Edge Delivery Explained for Business Owners
Infrastructure language becomes unhelpful when it turns into magic. Edge delivery has a straightforward purpose: serve suitable website content through a distributed network so visitors do not always wait for a distant origin server to respond.
For a public business website, that can help pages feel quick across regions and reduce reliance on a single server for ordinary page delivery.
What It Supports
Static and efficiently rendered content, optimized assets, secure connections, and distributed caching are well suited to modern Edge delivery. A site built with Next.js and deployed on Cloudflare infrastructure can use these capabilities as part of a performance-focused approach.

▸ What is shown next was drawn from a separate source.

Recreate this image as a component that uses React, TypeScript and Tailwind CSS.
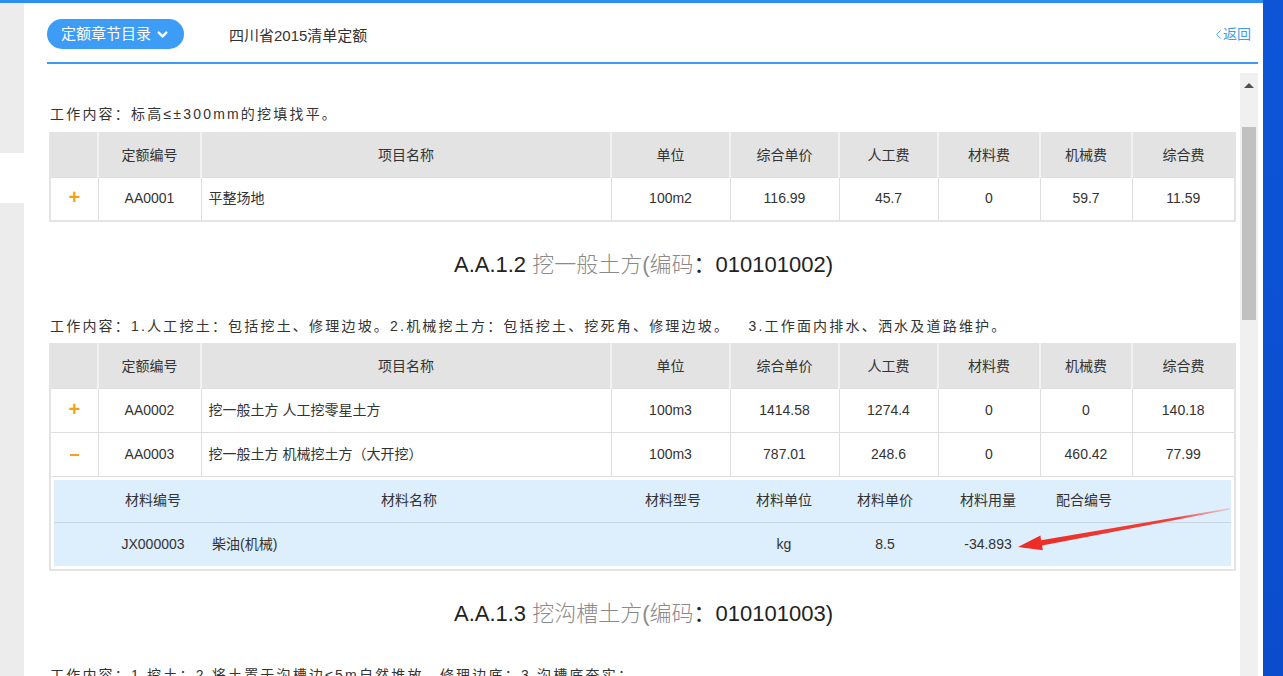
import { ChevronDown, ChevronLeft } from 'lucide-react';

const headers = ['', '定额编号', '项目名称', '单位', '综合单价', '人工费', '材料费', '机械费', '综合费'];
const colW = [48, 103, 410, 119, 109, 99, 102, 92, 103];

type Row = { sign: '+' | '-'; code: string; name: string; unit: string; vals: string[] };

const table1: Row[] = [
    { sign: '+', code: 'AA0001', name: '平整场地', unit: '100m2', vals: ['116.99', '45.7', '0', '59.7', '11.59'] },
];

const table2: Row[] = [
    { sign: '+', code: 'AA0002', name: '挖一般土方 人工挖零星土方', unit: '100m3', vals: ['1414.58', '1274.4', '0', '0', '140.18'] },
    { sign: '-', code: 'AA0003', name: '挖一般土方 机械挖土方（大开挖）', unit: '100m3', vals: ['787.01', '248.6', '0', '460.42', '77.99'] },
];

function Colgroup() {
    return (
        <colgroup>
            {colW.map((w, i) => (
                <col key={i} style={{ width: w }} />
            ))}
        </colgroup>
    );
}

function HeadRow() {
    return (
        <tr className="h-[44px] bg-[#e3e3e3]">
            {headers.map((h, i) => (
                <th key={i} className="border-x-2 border-[#f2f2f2] first:border-l-0 last:border-r-0 font-normal text-[#333] text-center">
                    {h}
                </th>
            ))}
        </tr>
    );
}

function DataRow({ row }: { row: Row }) {
    return (
        <tr className="h-[44px] bg-white">
            <td className="border border-[#dedede] text-center">
                {row.sign === '+' ? (
                    <span className="text-[#f7a11a] text-[20px] font-bold leading-none">+</span>
                ) : (
                    <span className="inline-block w-[9px] h-[2px] bg-[#f7a11a] align-middle"></span>
                )}
            </td>
            <td className="border border-[#dedede] text-center">{row.code}</td>
            <td className="border border-[#dedede] pl-[7px]">{row.name}</td>
            <td className="border border-[#dedede] text-center">{row.unit}</td>
            {row.vals.map((v, i) => (
                <td key={i} className="border border-[#dedede] text-center">{v}</td>
            ))}
        </tr>
    );
}

function Arrow() {
    return (
        <svg className="absolute left-0 top-0 pointer-events-none" width="1180" height="90" viewBox="0 0 1180 90">
            <defs>
                <linearGradient id="arrowFade" x1="964" y1="67" x2="1176" y2="29" gradientUnits="userSpaceOnUse">
                    <stop offset="0" stopColor="#ee2a24" />
                    <stop offset="0.75" stopColor="#f0413b" />
                    <stop offset="1" stopColor="#f6a0a0" stopOpacity="0.6" />
                </linearGradient>
            </defs>
            <polygon
                points="964,67 986.4,55.4 987.1,60.2 1175.6,28.3 1175.9,29.5 988,65.4 988.9,70.2"
                fill="url(#arrowFade)"
            />
        </svg>
    );
}

function WorkContent({ children }: { children: React.ReactNode }) {
    return <p className="pl-[3px] text-[14px] leading-[20px] tracking-[2.2px] text-[#333] whitespace-nowrap">{children}</p>;
}

function SectionTitle({ num, name, code }: { num: string; name: string; code: string }) {
    return (
        <h2 className="text-center text-[22px] leading-[28px] text-[#222] mt-[29px] mb-[37px]">
            {num} <span className="text-[#8a8a8a] font-light">{name}(编码</span>：{code})
        </h2>
    );
}

export default function App() {
    return (
        <div className="flex w-[1283px] h-[676px] overflow-hidden font-['Liberation_Sans','Noto_Sans_CJK_SC',sans-serif] text-[14px] text-[#333] bg-[#0b50d2]">
            <div className="flex flex-col w-[1263px] h-full">
                <div className="h-[3px] bg-[#2a8ff0]"></div>
                <div className="flex flex-1 min-h-0">
                    {/* left side strip */}
                    <div className="w-[24px] flex flex-col bg-[#ececec]">
                        <div className="h-[150px]"></div>
                        <div className="h-[50px] bg-white"></div>
                    </div>

                    <div className="flex-1 flex flex-col bg-white min-w-0">
                        {/* header */}
                        <div className="h-[59px] flex items-center pl-[23px] pr-[12px] pt-[3px]">
                            <button className="h-[30px] w-[137px] rounded-full bg-[#3c9cf6] text-white text-[15px] flex items-center pl-[14px] gap-[4px]">
                                定额章节目录
                                <ChevronDown size={15} strokeWidth={4} />
                            </button>
                            <span className="ml-[45px] mt-[5px] text-[15px] text-[#333]">四川省2015清单定额</span>
                            <a className="ml-auto flex items-center text-[14px] text-[#3a9cf0]">
                                <ChevronLeft size={15} strokeWidth={1.5} className="-mr-[3px]" />
                                返回
                            </a>
                        </div>
                        <div className="h-[2px] bg-[#3d9bf5] ml-[23px] mr-[5px]"></div>

                        {/* scroll area */}
                        <div className="flex flex-1 min-h-0 mt-[9px] pl-[23px] pr-[5px]">
                            <div className="flex-1 overflow-hidden pt-[31px]">
                                <WorkContent>工作内容：标高≤±300mm的挖填找平。</WorkContent>

                                <table className="mt-[8px] ml-[2px] w-[1185px] table-fixed border-collapse border-2 border-[#e4e4e4]">
                                    <Colgroup />
                                    <tbody>
                                        <HeadRow />
                                        {table1.map((r) => (
                                            <DataRow key={r.code} row={r} />
                                        ))}
                                    </tbody>
                                </table>

                                <SectionTitle num="A.A.1.2" name="挖一般土方" code="010101002" />

                                <WorkContent>
                                    工作内容：1.人工挖土：包括挖土、修理边坡。2.机械挖土方：包括挖土、挖死角、修理边坡。&nbsp;&nbsp;&nbsp;3.工作面内排水、洒水及道路维护。
                                </WorkContent>

                                <table className="mt-[7px] ml-[2px] w-[1185px] table-fixed border-collapse border-2 border-[#e4e4e4]">
                                    <Colgroup />
                                    <tbody>
                                        <HeadRow />
                                        {table2.map((r) => (
                                            <DataRow key={r.code} row={r} />
                                        ))}
                                        <tr>
                                            <td colSpan={9} className="border border-[#dedede] p-[3px]">
                                                <div className="relative bg-[#ddeefd]">
                                                    <div className="grid grid-cols-[48px_102px_410px_118px_104px_98px_108px_84px_1fr] h-[43px] items-center text-center border-b border-[#c9d6e2]">
                                                        <span></span>
                                                        <span>材料编号</span>
                                                        <span>材料名称</span>
                                                        <span>材料型号</span>
                                                        <span>材料单位</span>
                                                        <span>材料单价</span>
                                                        <span>材料用量</span>
                                                        <span>配合编号</span>
                                                        <span></span>
                                                    </div>
                                                    <div className="grid grid-cols-[48px_102px_410px_118px_104px_98px_108px_84px_1fr] h-[43px] items-center text-center">
                                                        <span></span>
                                                        <span>JX000003</span>
                                                        <span className="text-left pl-[8px]">柴油(机械)</span>
                                                        <span></span>
                                                        <span>kg</span>
                                                        <span>8.5</span>
                                                        <span>-34.893</span>
                                                        <span></span>
                                                        <span></span>
                                                    </div>
                                                    <Arrow />
                                                </div>
                                            </td>
                                        </tr>
                                    </tbody>
                                </table>

                                <SectionTitle num="A.A.1.3" name="挖沟槽土方" code="010101003" />

                                <WorkContent>工作内容：1.挖土；2.将土置于沟槽边≤5m自然堆放，修理边底；3.沟槽底夯实；</WorkContent>
                            </div>

                            {/* scrollbar */}
                            <div className="w-[18px] bg-[#f0f0f0] flex flex-col items-center">
                                <div className="h-[24px] flex items-center justify-center">
                                    <div className="w-0 h-0 border-l-[5px] border-r-[5px] border-b-[5px] border-l-transparent border-r-transparent border-b-[#505050]"></div>
                                </div>
                                <div className="mt-[30px] w-[14px] h-[193px] bg-[#c1c1c1]"></div>
                            </div>
                        </div>
                    </div>
                </div>
            </div>
            <div className="flex-1 bg-gradient-to-b from-[#0d55d8] to-[#0a4ccc]"></div>
        </div>
    );
}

This matters when a prospect opens a service page on a phone, follows an advertising link, or visits from a different market. The page has a better chance of arriving without unnecessary delay.
What It Does Not Promise
Edge deployment does not automatically make every application instant or immune to security incidents. Slow third-party scripts remain slow. Large images remain large. Forms, authentication, databases, integrations, and access permissions still need careful implementation and monitoring.
Claims such as "impossible to hack" or guaranteed uptime are not responsible technical guidance.
Make Architecture Useful
Ask what visitors must do, where they are located, how dynamic the content is, which integrations are required, and how failure is detected. Then select a delivery model that supports those needs at an understandable operating cost.
Good infrastructure is rarely what a customer compliments. They simply find the page quickly, understand the offer, and finish the action they came to take.